Picture this: your team deploys a lightweight web service on Lighttpd, and it needs clean, secure access to Cloud SQL. No manual credentials. No patchy password files. Just verified identity and predictable connections every time. That simple goal is what most DevOps engineers chase when wiring Lighttpd to Cloud SQL.
Cloud SQL provides managed databases with built-in IAM policies, rotation, and audit logging. Lighttpd excels at serving high-performance static or dynamic content with minimal overhead. Together, they form a compact but powerful stack when your workloads need persistent storage behind efficient HTTP routing.
To make them cooperate, think in terms of identity flow instead of configuration snippets. Lighttpd should act as the gateway, forwarding requests that include IAM-backed credentials or service account tokens to Cloud SQL. Adding a connection proxy, such as the Cloud SQL Auth proxy, ensures that the web server never touches raw database passwords. Instead, it connects through verified identities from your provider, whether that’s Google, Okta, or AWS IAM.
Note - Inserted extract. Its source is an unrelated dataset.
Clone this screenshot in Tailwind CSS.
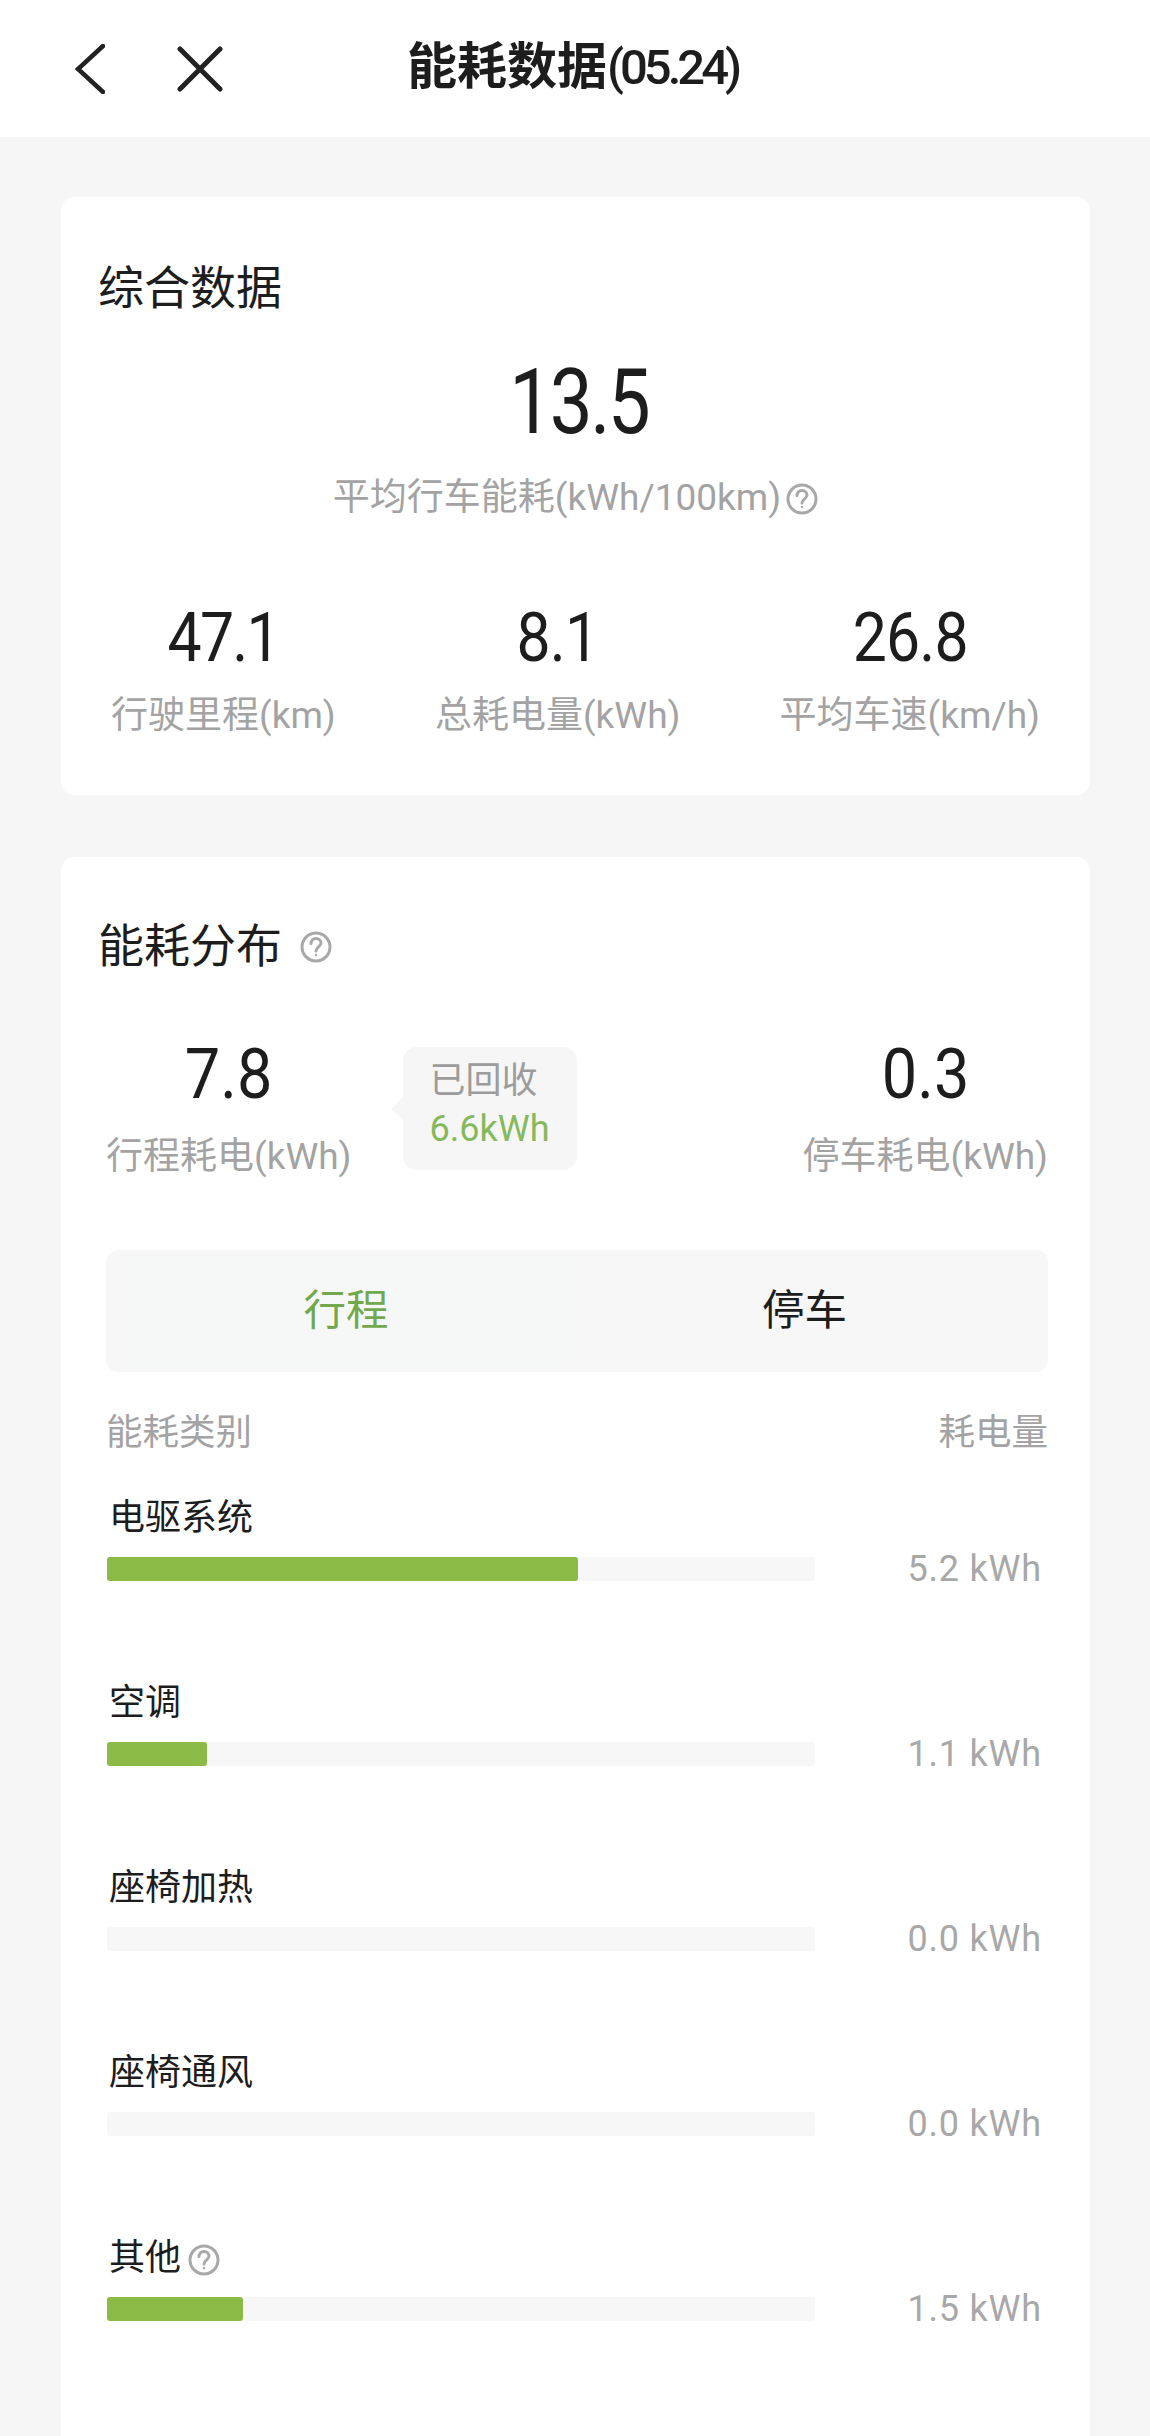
<!DOCTYPE html>
<html lang="zh-CN">
<head>
    <meta charset="UTF-8">
    <meta name="viewport" content="width=device-width, initial-scale=1.0">
    <script src="https://cdn.jsdelivr.net/npm/@tailwindcss/browser@4"></script>
    <title>能耗数据</title>
</head>
<body>
    <div class="w-[1150px] h-[2436px] overflow-hidden bg-[#f6f6f6] text-[#1d1d1d] font-[Roboto,'Noto_Sans_CJK_SC',sans-serif]">
        <!-- 顶部栏 -->
        <header class="h-[137px] bg-white flex items-center pl-[75px]">
            <svg class="w-[30px] h-[50px]" viewBox="0 0 30 50" fill="none" stroke="#222" stroke-width="4.5" stroke-linecap="round" stroke-linejoin="miter"><path d="M28 2 3 25l25 23"/></svg>
            <svg class="ml-[72px] w-[46px] h-[46px]" viewBox="0 0 46 46" fill="none" stroke="#222" stroke-width="5" stroke-linecap="round"><path d="M3 3l40 40M43 3 3 43"/></svg>
            <h1 class="ml-[184px] text-[50px] leading-[56px] font-semibold whitespace-nowrap -mt-[2px]">能耗数据<span class="tracking-[-4px] text-[49px] font-medium">(05.24)</span></h1>
        </header>

        <!-- 综合数据 -->
        <section class="mt-[60px] mx-[61px] w-[1029px] h-[598px] bg-white rounded-[14px] pt-[63px]">
            <h2 class="pl-[37px] text-[46px] leading-[56px]">综合数据</h2>
            <div class="mt-[42px] text-center pl-[6px]">
                <div class="text-[90px] leading-[90px] inline-block scale-x-[.85] tracking-[-3px]">13.5</div>
            </div>
            <div class="mt-[28px] flex items-center justify-center gap-[5px] text-[37px] leading-[44px] text-[#a3a3a3]">
                <span>平均行车能耗(kWh/100km)</span>
                <svg class="w-[32px] h-[32px] mt-[2px]" viewBox="0 0 32 32" fill="none" stroke="#a8a8a8" stroke-width="3"><circle cx="16" cy="16" r="14"/><path d="M11 12.5c0-3 2.300-5 5-5s5 2 5 4.600c0 3.600-5 3.900-5 7.900" stroke-linecap="round"/><circle cx="16" cy="24" r="1.200" fill="#a8a8a8" stroke="none"/></svg>
            </div>
            <div class="mt-[84px] flex justify-between px-[50px]">
                <div class="text-center">
                    <div class="text-[69px] leading-[68px] inline-block scale-x-[.88] tracking-[-2px]">47.1</div>
                    <div class="mt-[22px] text-[37px] leading-[44px] text-[#a3a3a3]">行驶里程(km)</div>
                </div>
                <div class="text-center">
                    <div class="text-[69px] leading-[68px] inline-block scale-x-[.88] tracking-[-1px]">8.1</div>
                    <div class="mt-[22px] text-[37px] leading-[44px] text-[#a3a3a3]">总耗电量(kWh)</div>
                </div>
                <div class="text-center">
                    <div class="text-[69px] leading-[68px] inline-block scale-x-[.88] tracking-[-1px]">26.8</div>
                    <div class="mt-[22px] text-[37px] leading-[44px] text-[#a3a3a3]">平均车速(km/h)</div>
                </div>
            </div>
        </section>

        <!-- 能耗分布 -->
        <section class="mt-[62px] mx-[61px] w-[1029px] h-[1600px] bg-white rounded-[14px] pt-[61px]">
            <h2 class="pl-[37px] flex items-center gap-[18px] text-[46px] leading-[56px]">
                能耗分布
                <svg class="w-[32px] h-[32px] mt-[2px]" viewBox="0 0 32 32" fill="none" stroke="#a8a8a8" stroke-width="3"><circle cx="16" cy="16" r="14"/><path d="M11 12.5c0-3 2.300-5 5-5s5 2 5 4.600c0 3.600-5 3.900-5 7.900" stroke-linecap="round"/><circle cx="16" cy="24" r="1.200" fill="#a8a8a8" stroke="none"/></svg>
            </h2>

            <div class="mt-[66px] pl-[45px] pr-[42px] flex items-start">
                <div class="text-center">
                    <div class="text-[70px] leading-[68px] inline-block scale-x-[.9]">7.8</div>
                    <div class="mt-[27px] text-[37px] leading-[44px] text-[#a3a3a3] whitespace-nowrap">行程耗电(kWh)</div>
                </div>
                <div class="relative ml-[51px] mt-[7px] w-[174px] h-[123px] bg-[#f6f6f6] rounded-[14px] pt-[12px] pl-[27px] text-[36px] leading-[44px]">
                    <div class="absolute -left-[8px] top-[53px] w-[18px] h-[18px] bg-[#f6f6f6] rotate-45"></div>
                    <div class="relative text-[#9c9c9c]">已回收</div>
                    <div class="relative mt-[4px] text-[#86b95c]">6.6kWh</div>
                </div>
                <div class="ml-auto text-center">
                    <div class="text-[70px] leading-[68px] inline-block scale-x-[.9]">0.3</div>
                    <div class="mt-[27px] text-[37px] leading-[44px] text-[#a3a3a3] whitespace-nowrap">停车耗电(kWh)</div>
                </div>
            </div>

            <div class="mt-[71px] ml-[45px] mr-[42px] h-[122px] bg-[#f7f7f7] rounded-[12px] flex text-[42.5px]">
                <div class="w-[450px] ml-[15px] my-[8px] bg-[#f6f8f8] flex items-center justify-center text-[#71a94c]">行程</div>
                <div class="flex-1 flex items-center justify-center pr-[10px]">停车</div>
            </div>

            <div class="mt-[39px] ml-[45px] mr-[42px] flex justify-between text-[36.5px] leading-[44px] text-[#a3a3a3]">
                <span>能耗类别</span>
                <span>耗电量</span>
            </div>

            <div class="mt-[41px] ml-[46px] mr-[48px]">
                <div class="pl-[2px] text-[36px] leading-[44px]">电驱系统</div>
                <div class="mt-[17px] mb-[100px] h-[24px] flex items-center">
                    <div class="w-[708px] h-[24px] bg-[#f7f7f7] rounded-[3px]"><div class="h-full w-[471px] bg-[#8bba46] rounded-[3px]"></div></div>
                    <div class="ml-auto text-[36px] leading-[24px] text-[#a8a8a8] tracking-[.8px]">5.2 kWh</div>
                </div>

                <div class="pl-[2px] text-[36px] leading-[44px]">空调</div>
                <div class="mt-[17px] mb-[100px] h-[24px] flex items-center">
                    <div class="w-[708px] h-[24px] bg-[#f7f7f7] rounded-[3px]"><div class="h-full w-[100px] bg-[#8bba46] rounded-[3px]"></div></div>
                    <div class="ml-auto text-[36px] leading-[24px] text-[#a8a8a8] tracking-[.8px]">1.1 kWh</div>
                </div>

                <div class="pl-[2px] text-[36px] leading-[44px]">座椅加热</div>
                <div class="mt-[17px] mb-[100px] h-[24px] flex items-center">
                    <div class="w-[708px] h-[24px] bg-[#f7f7f7] rounded-[3px]"></div>
                    <div class="ml-auto text-[36px] leading-[24px] text-[#a8a8a8] tracking-[.8px]">0.0 kWh</div>
                </div>

                <div class="pl-[2px] text-[36px] leading-[44px]">座椅通风</div>
                <div class="mt-[17px] mb-[100px] h-[24px] flex items-center">
                    <div class="w-[708px] h-[24px] bg-[#f7f7f7] rounded-[3px]"></div>
                    <div class="ml-auto text-[36px] leading-[24px] text-[#a8a8a8] tracking-[.8px]">0.0 kWh</div>
                </div>

                <div class="pl-[2px] flex items-center gap-[7px] text-[36px] leading-[44px]">
                    其他
                    <svg class="w-[32px] h-[32px] mt-[3px]" viewBox="0 0 32 32" fill="none" stroke="#a8a8a8" stroke-width="3"><circle cx="16" cy="16" r="14"/><path d="M11 12.5c0-3 2.300-5 5-5s5 2 5 4.600c0 3.600-5 3.900-5 7.900" stroke-linecap="round"/><circle cx="16" cy="24" r="1.200" fill="#a8a8a8" stroke="none"/></svg>
                </div>
                <div class="mt-[17px] h-[24px] flex items-center">
                    <div class="w-[708px] h-[24px] bg-[#f7f7f7] rounded-[3px]"><div class="h-full w-[136px] bg-[#8bba46] rounded-[3px]"></div></div>
                    <div class="ml-auto text-[36px] leading-[24px] text-[#a8a8a8] tracking-[.8px]">1.5 kWh</div>
                </div>
            </div>
        </section>
    </div>
</body>
</html>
A secure integration starts at the connection layer. Configure the Lighttpd module or backend handler to communicate through localhost on a protected port where the proxy resides. Each request triggers a short-lived credential exchange, validated through OIDC or similar mechanisms. That keeps access scoped, traceable, and revocable without downtime.
Common troubleshooting tips:
If authentication fails, confirm that your service account has Cloud SQL Client roles and that the proxy’s socket file path matches what Lighttpd expects. For rotated keys or expired tokens, automate refresh using cron or systemd hooks, not human intervention. Logging failed connections into syslog gives instant visibility during audits.